Julie Pottebaum, a spokeswoman for McDonald’s US head office, based in Illinois, told the Electronic Intifada on March 5 that Hebrew “is required to be spoken when on duty in order to best conduct business and best serve our customers”. This response was disturbing, given that such a policy appears to violate Israel’s Equal Opportunities in Employment Law, which outlaws discrimination on the basis of race or nationality. Arabic, along with Hebrew, is an official language of the state. [Since demoted by Israel's Nation State Law].
As far as is known, Israel is the only country in the world where McDonald’s staff are ordered to talk only one language while on duty.

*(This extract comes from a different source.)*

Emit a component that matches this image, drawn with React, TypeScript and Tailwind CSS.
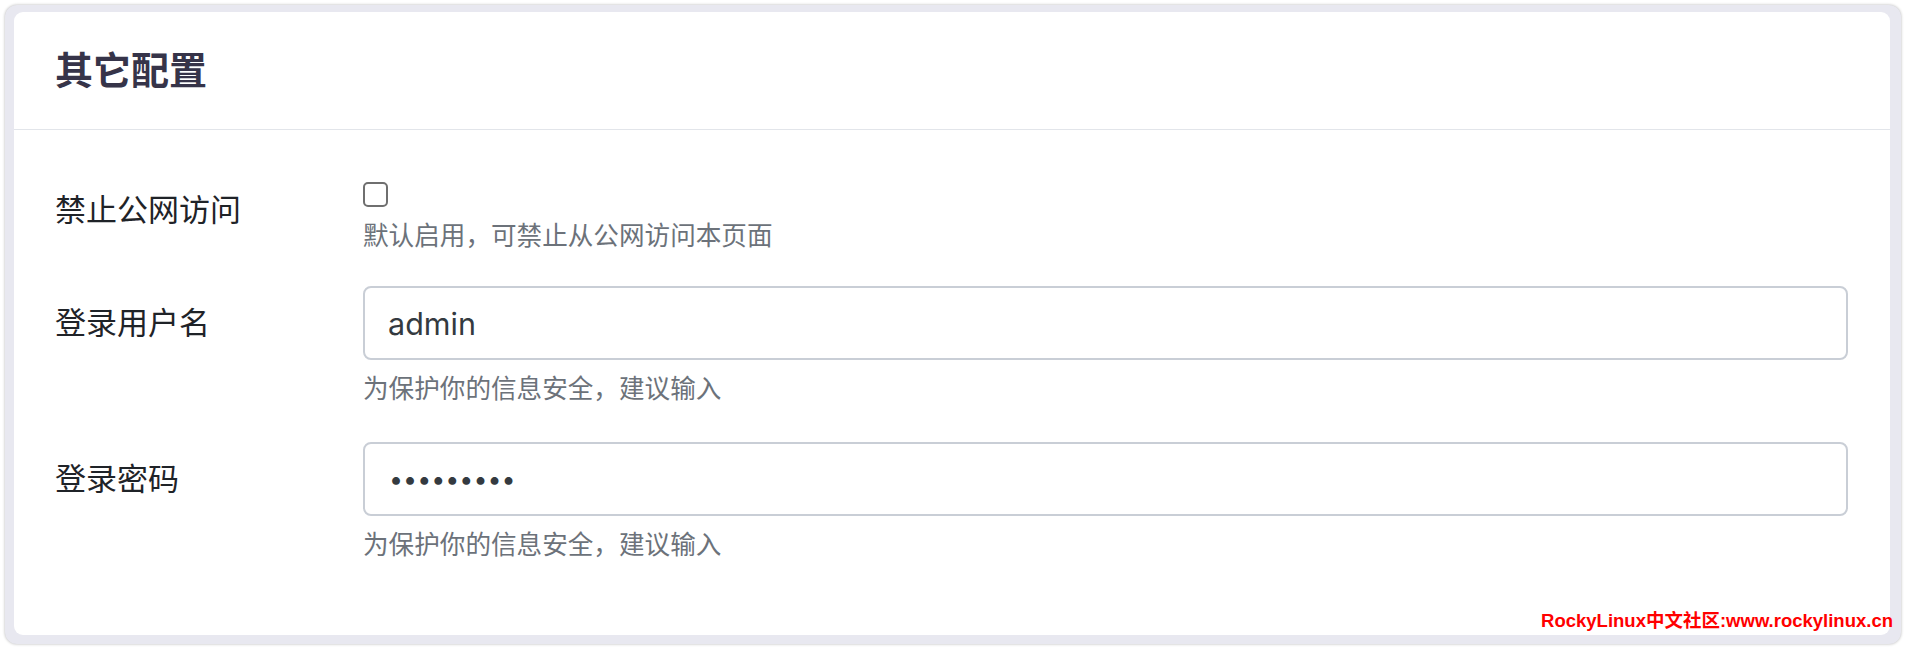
import { useState } from "react";

const fontStack = "font-['Inter','Noto_Sans_CJK_SC',sans-serif]";

function HelpText({ children }: { children: React.ReactNode }) {
  return <p className="text-[25.6px] leading-[36px] text-[#6c727a]">{children}</p>;
}

export default function App() {
  const [user, setUser] = useState("admin");
  const [pass, setPass] = useState("123456789");

  return (
    <div className={`h-[650px] bg-white p-[5px] ${fontStack}`}>
      {/* outer frame */}
      <div className="relative h-[639px] rounded-[12px] bg-[#e8e8f0] pl-[9px] pt-[7px] pr-[11px] pb-[9px] shadow-[0_0_3px_rgba(0,0,0,0.3)]">
        <div className="flex h-full flex-col rounded-[9px] bg-white">
          {/* Header */}
          <div className="flex h-[118px] items-center border-b border-[#e2e5ea] px-[41px]">
            <h2 className="text-[38px] font-bold text-[#363449]">其它配置</h2>
          </div>

          {/* Form */}
          <div className="flex flex-col pl-[41px] pr-[42px] pt-[52px]">
            {/* row 1 */}
            <div className="flex items-start">
              <label className="mt-[6px] w-[308px] shrink-0 text-[31px] leading-[44px] text-[#1f2328]">
                禁止公网访问
              </label>
              <div className="flex flex-1 flex-col">
                <input
                  type="checkbox"
                  className="h-[25px] w-[25px] appearance-none rounded-[5px] border-2 border-[#6f6f6f] bg-white"
                />
                <div className="mt-[11px]">
                  <HelpText>默认启用，可禁止从公网访问本页面</HelpText>
                </div>
              </div>
            </div>

            {/* row 2 */}
            <div className="mt-[32px] flex items-start">
              <label className="flex h-[74px] w-[308px] shrink-0 items-center text-[31px] text-[#1f2328]">
                登录用户名
              </label>
              <div className="flex flex-1 flex-col">
                <input
                  type="text"
                  value={user}
                  onChange={(e) => setUser(e.target.value)}
                  className="h-[74px] w-full rounded-[8px] border-2 border-[#c9ced6] bg-white px-[23px] text-[30.5px] text-[#343a40] outline-none"
                />
                <div className="mt-[11px]">
                  <HelpText>为保护你的信息安全，建议输入</HelpText>
                </div>
              </div>
            </div>

            {/* row 3 */}
            <div className="mt-[35px] flex items-start">
              <label className="flex h-[74px] w-[308px] shrink-0 items-center text-[31px] text-[#1f2328]">
                登录密码
              </label>
              <div className="flex flex-1 flex-col">
                <input
                  type="password"
                  value={pass}
                  onChange={(e) => setPass(e.target.value)}
                  className="h-[74px] w-full rounded-[8px] border-2 border-[#c9ced6] bg-white px-[24px] text-[25px] text-[#343a40] outline-none"
                />
                <div className="mt-[11px]">
                  <HelpText>为保护你的信息安全，建议输入</HelpText>
                </div>
              </div>
            </div>
          </div>
        </div>

        {/* watermark */}
        <span className="absolute bottom-[13px] right-[8px] font-['Liberation_Sans','Noto_Sans_CJK_SC',sans-serif] text-[18.5px] leading-[20px] font-bold text-[#ff0000]">
          RockyLinux中文社区:www.rockylinux.cn
        </span>
      </div>
    </div>
  );
}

Irina Shalmor, a spokeswoman for McDonald’s Israel, told Electronic Intifada on March 7 that Zinaty was causing trouble at the branch so that she would be made redundant and could claim unemployment benefit.
After examining Zinaty’s dismissal, the Knesset Committee on Labour, Welfare and Health issued a statement on February 23 admonishing McDonald’s for firing Zinaty, which it called an “inhumane and immoral” act, and demanding that she be reinstated in the Ramle branch.

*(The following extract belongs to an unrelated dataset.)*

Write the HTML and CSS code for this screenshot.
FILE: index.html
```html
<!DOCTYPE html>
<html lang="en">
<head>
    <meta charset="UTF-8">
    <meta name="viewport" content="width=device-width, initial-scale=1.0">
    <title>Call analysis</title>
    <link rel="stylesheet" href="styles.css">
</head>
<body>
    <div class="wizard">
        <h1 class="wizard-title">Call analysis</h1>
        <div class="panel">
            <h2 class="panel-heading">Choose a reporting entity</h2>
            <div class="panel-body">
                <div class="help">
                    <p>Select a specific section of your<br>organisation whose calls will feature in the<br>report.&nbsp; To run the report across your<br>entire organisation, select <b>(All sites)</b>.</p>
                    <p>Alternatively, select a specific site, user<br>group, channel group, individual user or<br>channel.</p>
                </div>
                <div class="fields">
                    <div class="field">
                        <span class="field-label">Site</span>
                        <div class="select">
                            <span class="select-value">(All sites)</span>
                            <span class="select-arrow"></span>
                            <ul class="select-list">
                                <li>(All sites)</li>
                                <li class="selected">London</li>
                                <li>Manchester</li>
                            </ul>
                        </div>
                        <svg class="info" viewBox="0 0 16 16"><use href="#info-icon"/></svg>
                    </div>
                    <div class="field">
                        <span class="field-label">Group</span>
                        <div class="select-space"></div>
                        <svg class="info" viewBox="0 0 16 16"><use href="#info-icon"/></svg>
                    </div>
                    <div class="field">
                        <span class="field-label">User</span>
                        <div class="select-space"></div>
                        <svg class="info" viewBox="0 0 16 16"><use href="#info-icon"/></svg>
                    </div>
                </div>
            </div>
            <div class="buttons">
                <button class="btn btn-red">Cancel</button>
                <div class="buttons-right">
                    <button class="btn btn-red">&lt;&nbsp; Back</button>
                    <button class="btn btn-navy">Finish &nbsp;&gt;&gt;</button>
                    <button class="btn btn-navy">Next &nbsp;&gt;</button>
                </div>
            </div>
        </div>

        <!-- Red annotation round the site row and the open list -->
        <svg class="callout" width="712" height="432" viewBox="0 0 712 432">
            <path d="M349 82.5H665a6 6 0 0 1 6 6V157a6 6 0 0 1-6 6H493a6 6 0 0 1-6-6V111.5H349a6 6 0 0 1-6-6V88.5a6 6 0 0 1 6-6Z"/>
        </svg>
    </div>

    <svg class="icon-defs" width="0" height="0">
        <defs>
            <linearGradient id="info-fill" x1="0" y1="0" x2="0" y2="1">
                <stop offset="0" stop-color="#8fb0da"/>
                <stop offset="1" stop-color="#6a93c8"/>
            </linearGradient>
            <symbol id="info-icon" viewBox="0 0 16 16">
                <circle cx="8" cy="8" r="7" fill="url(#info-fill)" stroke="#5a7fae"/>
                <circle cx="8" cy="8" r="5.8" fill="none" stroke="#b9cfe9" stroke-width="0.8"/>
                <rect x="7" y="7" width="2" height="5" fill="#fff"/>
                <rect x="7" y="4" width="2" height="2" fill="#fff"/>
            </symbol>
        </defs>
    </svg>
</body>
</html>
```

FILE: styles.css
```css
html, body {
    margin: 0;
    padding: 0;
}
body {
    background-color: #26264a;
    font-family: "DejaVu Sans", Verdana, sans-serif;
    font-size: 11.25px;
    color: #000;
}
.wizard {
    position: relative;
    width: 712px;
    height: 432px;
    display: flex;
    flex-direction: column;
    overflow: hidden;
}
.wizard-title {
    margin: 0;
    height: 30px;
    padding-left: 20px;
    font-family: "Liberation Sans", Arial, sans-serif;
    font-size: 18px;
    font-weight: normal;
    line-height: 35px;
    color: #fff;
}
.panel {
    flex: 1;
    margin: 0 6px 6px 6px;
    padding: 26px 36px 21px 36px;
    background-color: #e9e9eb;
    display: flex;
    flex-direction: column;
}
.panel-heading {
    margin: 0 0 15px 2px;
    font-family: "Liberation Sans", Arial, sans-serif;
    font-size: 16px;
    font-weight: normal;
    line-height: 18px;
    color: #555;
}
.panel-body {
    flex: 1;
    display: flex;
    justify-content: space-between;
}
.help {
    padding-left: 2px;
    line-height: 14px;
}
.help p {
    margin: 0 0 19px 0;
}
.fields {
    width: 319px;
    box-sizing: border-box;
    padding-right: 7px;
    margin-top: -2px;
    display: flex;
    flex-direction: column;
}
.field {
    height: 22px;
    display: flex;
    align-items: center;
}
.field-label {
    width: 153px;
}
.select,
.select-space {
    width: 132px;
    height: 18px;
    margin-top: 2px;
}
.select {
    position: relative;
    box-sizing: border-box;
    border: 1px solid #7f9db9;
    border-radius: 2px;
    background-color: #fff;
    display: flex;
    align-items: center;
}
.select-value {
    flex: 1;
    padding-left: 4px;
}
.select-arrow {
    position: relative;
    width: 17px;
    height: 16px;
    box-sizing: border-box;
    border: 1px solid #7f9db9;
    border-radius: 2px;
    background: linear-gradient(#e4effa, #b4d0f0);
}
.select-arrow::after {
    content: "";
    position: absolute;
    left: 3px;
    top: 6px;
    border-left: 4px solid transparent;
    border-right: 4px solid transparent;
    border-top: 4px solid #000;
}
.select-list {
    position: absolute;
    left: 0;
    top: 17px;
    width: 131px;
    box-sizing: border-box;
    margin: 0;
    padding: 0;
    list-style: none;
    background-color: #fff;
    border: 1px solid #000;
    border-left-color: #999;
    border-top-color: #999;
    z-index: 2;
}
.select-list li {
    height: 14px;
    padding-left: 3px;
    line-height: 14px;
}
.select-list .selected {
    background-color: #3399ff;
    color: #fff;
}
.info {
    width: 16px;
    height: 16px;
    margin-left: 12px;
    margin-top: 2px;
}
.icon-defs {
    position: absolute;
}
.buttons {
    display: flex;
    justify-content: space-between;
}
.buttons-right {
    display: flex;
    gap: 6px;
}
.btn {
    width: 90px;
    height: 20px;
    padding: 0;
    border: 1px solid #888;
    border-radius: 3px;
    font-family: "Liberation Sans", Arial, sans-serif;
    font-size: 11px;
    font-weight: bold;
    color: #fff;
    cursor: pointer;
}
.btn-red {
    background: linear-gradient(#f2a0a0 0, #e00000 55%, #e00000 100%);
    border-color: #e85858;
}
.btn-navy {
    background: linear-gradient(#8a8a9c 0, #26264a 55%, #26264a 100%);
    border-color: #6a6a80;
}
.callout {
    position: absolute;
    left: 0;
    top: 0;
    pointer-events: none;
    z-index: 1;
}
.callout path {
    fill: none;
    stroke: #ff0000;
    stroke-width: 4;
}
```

Zinaty, however, is not hopeful that she will ever be reinstated. “McDonald’s is big and wealthy enough to ignore my problems,” she said. She added that she had heard that two other McDonald’s workers in Israel had been fired for speaking Arabic but, unlike her, they were too frightened to come forward. “These sackings are working. People really are too scared to talk Arabic at work in McDonald’s.”
The status of Arabic language downgraded in Israel
Arabic was an official language of the State of Israel for 70 years, two months, and five days. As of July 19, 2018, it is no longer. The status of Arabic as an official language, the first language of at least 20% of Israeli citizens, was abolished.
The Jewish Nation-State Law states, implicitly and explicitly, that Israel belongs not to all of its citizens, over 20 percent of whom are not Jewish. Instead, it declares that Israel belongs to the Jewish people, some half of whom are not Israeli citizens.